Some items are considered critical items – if these are present then it is enough to assume that potential/actual victims are at risk. These items are coded on a 2-point scale:

  • 0 = Absent
  • 1 = Present

These items are chosen as critical items based on the evaluator’s judgement.

Summarizing Risk

The result of a risk assessment will usually address two issues:

  1. Is there risk to the partner?
  2. Is there risk to children/non-spouse/others?

This summary is coded on a 3-point scale,

  • 1 = Low
  • 2 = Moderate
  • 3 = High

Communicating Risk

Writing a risk assessment is outside the scope of this article but you may see the original guide for more detailed information or my blog post about documenting suicide risk assessments for more information.

Assessment Items and Risk Management

For more detailed rating criteria please consult the original guide.
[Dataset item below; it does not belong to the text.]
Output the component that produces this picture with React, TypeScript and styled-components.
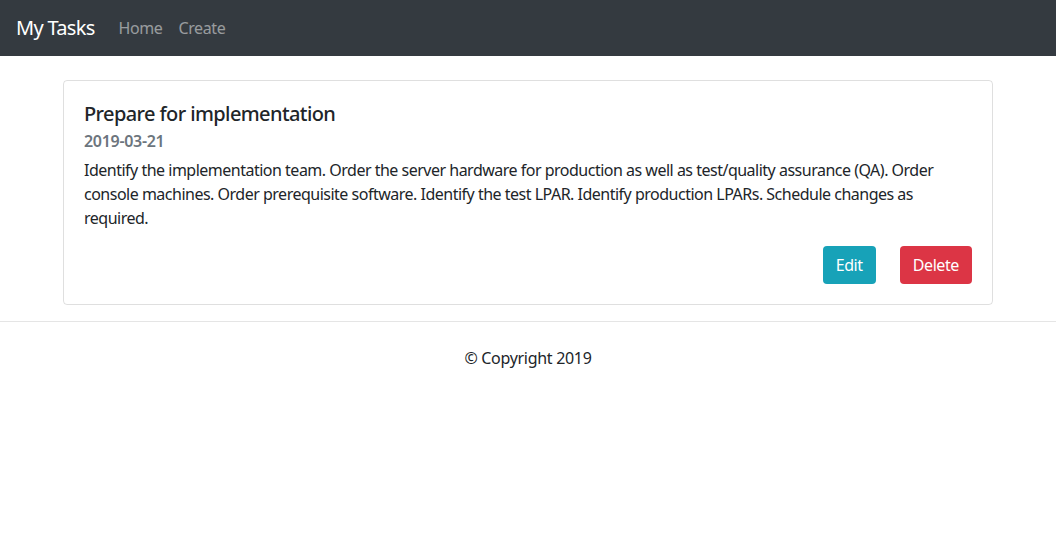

The coding has been omitted from this table in appreciation for the original author’s copyright.

Item Name Coding Risk Management Strategies
1 – Past Assault of Family Members Intensive supervision or monitoring
2 – Past Assault of Strangers or Acquaintances Intensive supervision or monitoring
3 – Past Violation of Conditional Release or Community Supervision Intensive supervision or monitoring
4 – Recent Relationship Problems Interpersonal treatment (individual or group)

Legal advice or dispute resolution

Vocational counselling

5 – Recent Employment Problems Interpersonal treatment (individual or group)

Vocational counselling

6 – Victim of and/or Witness to Family Violence as a Child or Adolescent None given in guide;Interpersonal treatment (individual or group)
7 – Recent Substance Abuse/Dependence  Court-ordered abstinence, drug testing

Alcohol/drug treatment

8 – Recent Suicidal or Homicidal Ideation/Intent Crisis counselling

Hospitalization

Psychotropic medication

Court-ordered weapons restrictions

9 – Recent Psychotic or Manic Symptoms Crisis counselling

Hospitalization

Psychotropic medication

Court-ordered weapons restrictions

10 – Personality Disorder with Anger, Impulsivity or Behavioural Instability Intensive supervision

Long-term individual therapy

Group treatment

Psycho-education

11 – Past Physical Assault None given in guide;

Intensive supervision or monitoring

12 – Past Sexual Assaut/Sexual Jealousy None given in guide;

Intensive supervision or monitoring

Long-term individual therapy

13 – Past Use of Weapons and/or Credible Threats of Death None given in guide;

Court-ordered weapons restrictions

14 – Recent Escalation in Frequency or Severity of Assault None given in guide;
15 – Past Violations of “No Contact” Orders Intensive supervision or monitoring
16 – Extreme Minimization or Denial of Spousal Assault History Intensive supervision

Long-term individual therapy

Group treatment

Psycho-education

17 – Attitudes That Condone or Support Spousal Assault Intensive supervision

Long-term individual therapy

Group treatment

Psycho-education

18 – Severe and/or Sexual Assault None given in guide; long-term individual therapy
19 – Use of Weapons and/or Credible Threats of Death None given in guide; long-term individual therapy

Court-ordered weapons restrictions

 

20 – Violation of “No Contact” order Intensive supervision or monitoring

Other Considerations

The SARA manual indicates a number of other risk factors which may be factored into the assessment at the expert judgement of the evaluator. Examples of these include:

  • Current emotional crisis
  • History of torturing or disfiguring intimate partners
  • Victim or witness of political persecution, torture, or violence
  • Sexual sadism
  • Easy access to firearms
  • Stalking
  • Recent loss of social support network

Bibliography

Kropp, PR., Hart, S.D., Webster, C.D. & Eaves, D. (1995) Manual for the Spousal Assault Risk Assessment Guide, 2nd ed., The British Columbia Institute Against Family Violence.

Morey, L.C. (1991) Personality Assessment Inventory Professional Manual. Odessa, FL: Psychological Assessment Resources, Inc.

Selzer, M. (1971) The Michigan Alcoholism Screening Test: The quest for a new diagnostic instrument. American Journal of Psychiatry, 127. 1653-1658.

Skinner, H.A. (1982) The Drug Abuse Screening Test. Addictive Behaviour. 7, 363-371.